Filed under: 1 - Beginner, Examples

18 Comments

I’ve recently switched my blog from b2evolution back to Wordpress. The good news is both “no more spam :)” and “the admin panel works in Safari”, but on the downside I missed the multiblog feature that attracted me to b2evolution in the first place. There is Wordpress MU, I suppose, but after coming across a few plugins that warned they didn’t work with Wordpress MU, that option didn’t look very appealing.

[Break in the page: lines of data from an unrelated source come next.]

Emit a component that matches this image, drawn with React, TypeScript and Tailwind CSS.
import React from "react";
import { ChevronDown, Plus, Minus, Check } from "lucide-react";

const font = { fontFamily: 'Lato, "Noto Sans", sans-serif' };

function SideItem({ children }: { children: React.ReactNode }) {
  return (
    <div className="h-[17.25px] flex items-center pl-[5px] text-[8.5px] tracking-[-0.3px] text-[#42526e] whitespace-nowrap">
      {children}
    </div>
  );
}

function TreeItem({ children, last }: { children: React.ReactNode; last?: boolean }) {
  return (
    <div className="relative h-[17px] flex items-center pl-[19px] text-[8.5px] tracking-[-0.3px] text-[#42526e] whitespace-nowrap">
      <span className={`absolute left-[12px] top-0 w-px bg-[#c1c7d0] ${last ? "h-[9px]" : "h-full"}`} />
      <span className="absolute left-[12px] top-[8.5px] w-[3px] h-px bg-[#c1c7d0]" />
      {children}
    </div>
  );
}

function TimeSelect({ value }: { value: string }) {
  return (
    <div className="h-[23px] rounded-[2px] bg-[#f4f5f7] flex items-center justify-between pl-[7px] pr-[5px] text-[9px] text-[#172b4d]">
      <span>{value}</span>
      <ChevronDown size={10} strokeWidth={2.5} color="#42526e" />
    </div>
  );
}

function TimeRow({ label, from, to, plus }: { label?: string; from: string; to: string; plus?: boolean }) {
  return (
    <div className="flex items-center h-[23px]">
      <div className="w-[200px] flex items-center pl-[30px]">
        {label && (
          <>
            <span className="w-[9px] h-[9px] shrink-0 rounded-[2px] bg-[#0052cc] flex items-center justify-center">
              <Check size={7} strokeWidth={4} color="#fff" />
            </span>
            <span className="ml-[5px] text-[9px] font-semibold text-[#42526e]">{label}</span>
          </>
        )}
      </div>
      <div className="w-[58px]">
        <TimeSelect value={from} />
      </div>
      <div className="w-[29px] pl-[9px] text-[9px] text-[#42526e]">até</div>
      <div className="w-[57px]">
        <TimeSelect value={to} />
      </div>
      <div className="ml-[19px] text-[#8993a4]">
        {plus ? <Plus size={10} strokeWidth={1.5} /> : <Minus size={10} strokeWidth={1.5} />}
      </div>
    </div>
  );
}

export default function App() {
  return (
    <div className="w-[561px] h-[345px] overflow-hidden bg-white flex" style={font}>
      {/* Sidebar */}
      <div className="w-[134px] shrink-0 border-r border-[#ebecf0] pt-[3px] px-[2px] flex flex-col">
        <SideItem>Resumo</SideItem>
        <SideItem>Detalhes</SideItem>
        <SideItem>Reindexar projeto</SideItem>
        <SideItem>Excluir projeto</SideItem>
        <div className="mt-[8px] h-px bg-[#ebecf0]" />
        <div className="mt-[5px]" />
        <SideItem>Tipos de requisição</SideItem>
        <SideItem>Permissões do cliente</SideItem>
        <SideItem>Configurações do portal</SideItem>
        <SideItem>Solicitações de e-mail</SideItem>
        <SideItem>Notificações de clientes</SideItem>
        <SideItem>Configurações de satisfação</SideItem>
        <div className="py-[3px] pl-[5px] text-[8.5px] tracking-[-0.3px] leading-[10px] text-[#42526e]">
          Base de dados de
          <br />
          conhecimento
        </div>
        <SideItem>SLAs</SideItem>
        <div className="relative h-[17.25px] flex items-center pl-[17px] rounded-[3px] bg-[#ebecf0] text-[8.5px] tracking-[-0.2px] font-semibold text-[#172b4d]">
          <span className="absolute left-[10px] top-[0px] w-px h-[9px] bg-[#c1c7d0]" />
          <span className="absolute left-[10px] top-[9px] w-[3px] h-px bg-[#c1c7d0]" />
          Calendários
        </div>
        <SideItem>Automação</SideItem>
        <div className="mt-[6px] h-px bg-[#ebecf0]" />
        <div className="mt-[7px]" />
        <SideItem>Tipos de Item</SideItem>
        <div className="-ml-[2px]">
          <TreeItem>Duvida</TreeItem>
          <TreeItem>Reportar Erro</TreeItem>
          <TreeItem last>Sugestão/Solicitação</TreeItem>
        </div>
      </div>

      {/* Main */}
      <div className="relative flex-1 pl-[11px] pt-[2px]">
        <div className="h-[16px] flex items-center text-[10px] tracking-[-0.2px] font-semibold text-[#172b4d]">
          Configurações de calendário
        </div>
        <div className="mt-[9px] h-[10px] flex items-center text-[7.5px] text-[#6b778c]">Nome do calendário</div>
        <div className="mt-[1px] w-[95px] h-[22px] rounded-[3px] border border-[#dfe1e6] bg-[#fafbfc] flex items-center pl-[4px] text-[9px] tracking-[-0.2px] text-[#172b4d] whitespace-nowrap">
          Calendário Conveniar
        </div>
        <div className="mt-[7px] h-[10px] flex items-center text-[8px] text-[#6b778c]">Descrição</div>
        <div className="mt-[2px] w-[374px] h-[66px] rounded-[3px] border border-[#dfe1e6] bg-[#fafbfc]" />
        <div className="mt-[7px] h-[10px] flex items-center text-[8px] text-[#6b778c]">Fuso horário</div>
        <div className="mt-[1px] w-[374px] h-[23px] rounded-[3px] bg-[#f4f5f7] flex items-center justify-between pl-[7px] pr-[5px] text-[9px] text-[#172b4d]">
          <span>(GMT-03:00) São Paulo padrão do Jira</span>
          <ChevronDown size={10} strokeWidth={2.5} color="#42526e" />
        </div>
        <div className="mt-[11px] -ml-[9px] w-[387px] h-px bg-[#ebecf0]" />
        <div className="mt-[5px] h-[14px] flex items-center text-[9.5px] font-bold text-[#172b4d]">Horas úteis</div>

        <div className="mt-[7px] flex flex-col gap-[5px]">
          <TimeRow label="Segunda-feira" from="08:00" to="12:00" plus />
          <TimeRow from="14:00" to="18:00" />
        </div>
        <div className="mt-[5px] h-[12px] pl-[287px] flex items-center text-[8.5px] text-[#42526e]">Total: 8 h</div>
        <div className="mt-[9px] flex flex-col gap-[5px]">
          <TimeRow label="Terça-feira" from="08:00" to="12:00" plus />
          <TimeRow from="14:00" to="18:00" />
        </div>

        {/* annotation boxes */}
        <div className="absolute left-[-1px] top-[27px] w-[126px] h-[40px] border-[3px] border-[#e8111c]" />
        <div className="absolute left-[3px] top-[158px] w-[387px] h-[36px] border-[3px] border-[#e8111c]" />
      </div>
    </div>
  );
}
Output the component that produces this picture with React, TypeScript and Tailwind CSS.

Ah ha - thinks I - I can fake the multiblog by putting several different blogs on the site, and generating a homepage from the RSS feeds of the individual blogs. Should be simple enough, and it sounds like the perfect nail to hit with the SimpleXML hammer of PHP 5 :) Funnily enough, in work last week we were wondering whether you could use SimpleXML with XML namespaces (alas, we still use PHP 4 at work atm), so armed with the perfect excuse, I set to work.

Getting an RSS 2 feed into SimpleXML is trivial:

$feedUrl = ‘http://blog.stuartherbert.com/php/?feed=rss2′;
$rawFeed = file_get_contents($feedUrl);
$xml = new SimpleXmlElement($rawFeed);

Extracting the information from the RSS ‘channel’ is equally trivial:

$channel[‘title’] = $xml->channel->title;
$channel[‘link’]  = $xml->channel->link;

… and so on. Getting at the individual articles starts off just as easy:

foreach ($xml->channel->item as $item)
{     
    $article = array();
    $article[‘title’] = $item->title;
    $article[‘link’] = $item->link;
}

… but, if you’re relying on the very thin SimpleXML documentation on php.net, like me you’ll soon run into two problems.

Some of the elements in an item sit inside different XML namespaces. The only way to get at them is to use the children() method on a SimpleXMLElement:

$dc = $item->children(‘http://purl.org/dc/elements/1.1/’);
$article[‘creator’] = $dc->creator;
foreach ($dc->subject as $subject)
    $article[’subject’][] = $dc->subject;

That’s a bit of a mouthful. It’s a bit of a shame that I can’t do this:

// The following does NOT work!
$article[‘creator’] = $article->dc->creator;

… or some variation on that, but the design of XML namespaces makes that impractical. (The XML namespace is actually the URI; the ‘dc’ prefix in a tag like <dc:creator> is shorthand defined in the opening tag at the top of the XML document. Although it would look a bit odd, there’s nothing at all to stop someone defining the ‘dc’ component as ‘dublinCore’ instead if they wanted to).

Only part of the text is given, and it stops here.